# Data section
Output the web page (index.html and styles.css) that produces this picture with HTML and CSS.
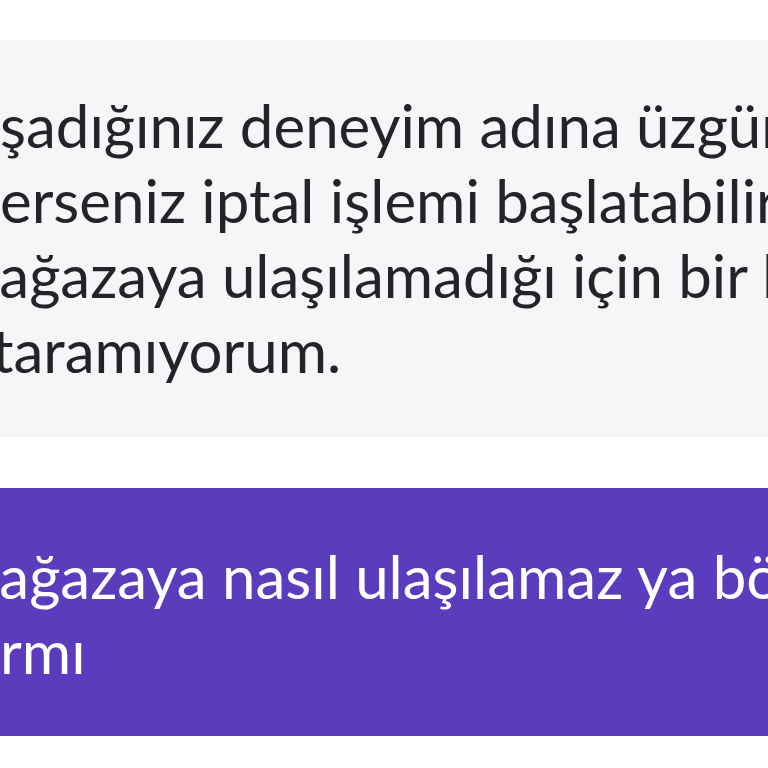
FILE: index.html
```html
<!DOCTYPE html>
<html lang="tr">
<head>
<meta charset="utf-8">
<link rel="stylesheet" href="styles.css">
</head>
<body>
<main class="chat">
  <div class="bubble bubble-bot">
    <div class="line">şadığınız deneyim adına üzgünüm</div>
    <div class="line">erseniz iptal işlemi başlatabilirim</div>
    <div class="line cut-m">mağazaya ulaşılamadığı için bir bilgi</div>
    <div class="line cut-t">taramıyorum.</div>
  </div>
  <div class="bubble bubble-user">
    <div class="line cut-m">mağazaya nasıl ulaşılamaz ya böyle</div>
    <div class="line">rmı</div>
  </div>
</main>
</body>
</html>
```

FILE: styles.css
```css
html, body {
  margin: 0;
  padding: 0;
  background: #ffffff;
  overflow: hidden;
}
.chat {
  width: 768px;
  height: 768px;
  padding-top: 40px;
  box-sizing: border-box;
  display: flex;
  flex-direction: column;
  gap: 50px;
  font-family: Lato, "Open Sans", sans-serif;
  font-size: 60px;
  line-height: 75px;
  overflow: hidden;
}
.bubble {
  width: 100%;
  overflow: hidden;
}
.bubble-bot {
  background: #f5f6f8;
  color: #222428;
  padding: 48px 0 50px;
}
.bubble-user {
  background: #5a3cbd;
  color: #ffffff;
  padding: 51px 0 47px;
}
.line {
  white-space: nowrap;
}
.cut-m {
  text-indent: -50px;
}
.cut-t {
  text-indent: -8px;
}
```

# What is needed
Using the data above, write out every line exactly, leaving the images behind.

# Task solution
Output the web page (index.html and styles.css) that produces this picture with HTML and CSS.
FILE: index.html
```html
<!DOCTYPE html>
<html lang="tr">
<head>
<meta charset="utf-8">
<link rel="stylesheet" href="styles.css">
</head>
<body>
<main class="chat">
  <div class="bubble bubble-bot">
    <div class="line">şadığınız deneyim adına üzgünüm</div>
    <div class="line">erseniz iptal işlemi başlatabilirim</div>
    <div class="line cut-m">mağazaya ulaşılamadığı için bir bilgi</div>
    <div class="line cut-t">taramıyorum.</div>
  </div>
  <div class="bubble bubble-user">
    <div class="line cut-m">mağazaya nasıl ulaşılamaz ya böyle</div>
    <div class="line">rmı</div>
  </div>
</main>
</body>
</html>
```

FILE: styles.css
```css
html, body {
  margin: 0;
  padding: 0;
  background: #ffffff;
  overflow: hidden;
}
.chat {
  width: 768px;
  height: 768px;
  padding-top: 40px;
  box-sizing: border-box;
  display: flex;
  flex-direction: column;
  gap: 50px;
  font-family: Lato, "Open Sans", sans-serif;
  font-size: 60px;
  line-height: 75px;
  overflow: hidden;
}
.bubble {
  width: 100%;
  overflow: hidden;
}
.bubble-bot {
  background: #f5f6f8;
  color: #222428;
  padding: 48px 0 50px;
}
.bubble-user {
  background: #5a3cbd;
  color: #ffffff;
  padding: 51px 0 47px;
}
.line {
  white-space: nowrap;
}
.cut-m {
  text-indent: -50px;
}
.cut-t {
  text-indent: -8px;
}
```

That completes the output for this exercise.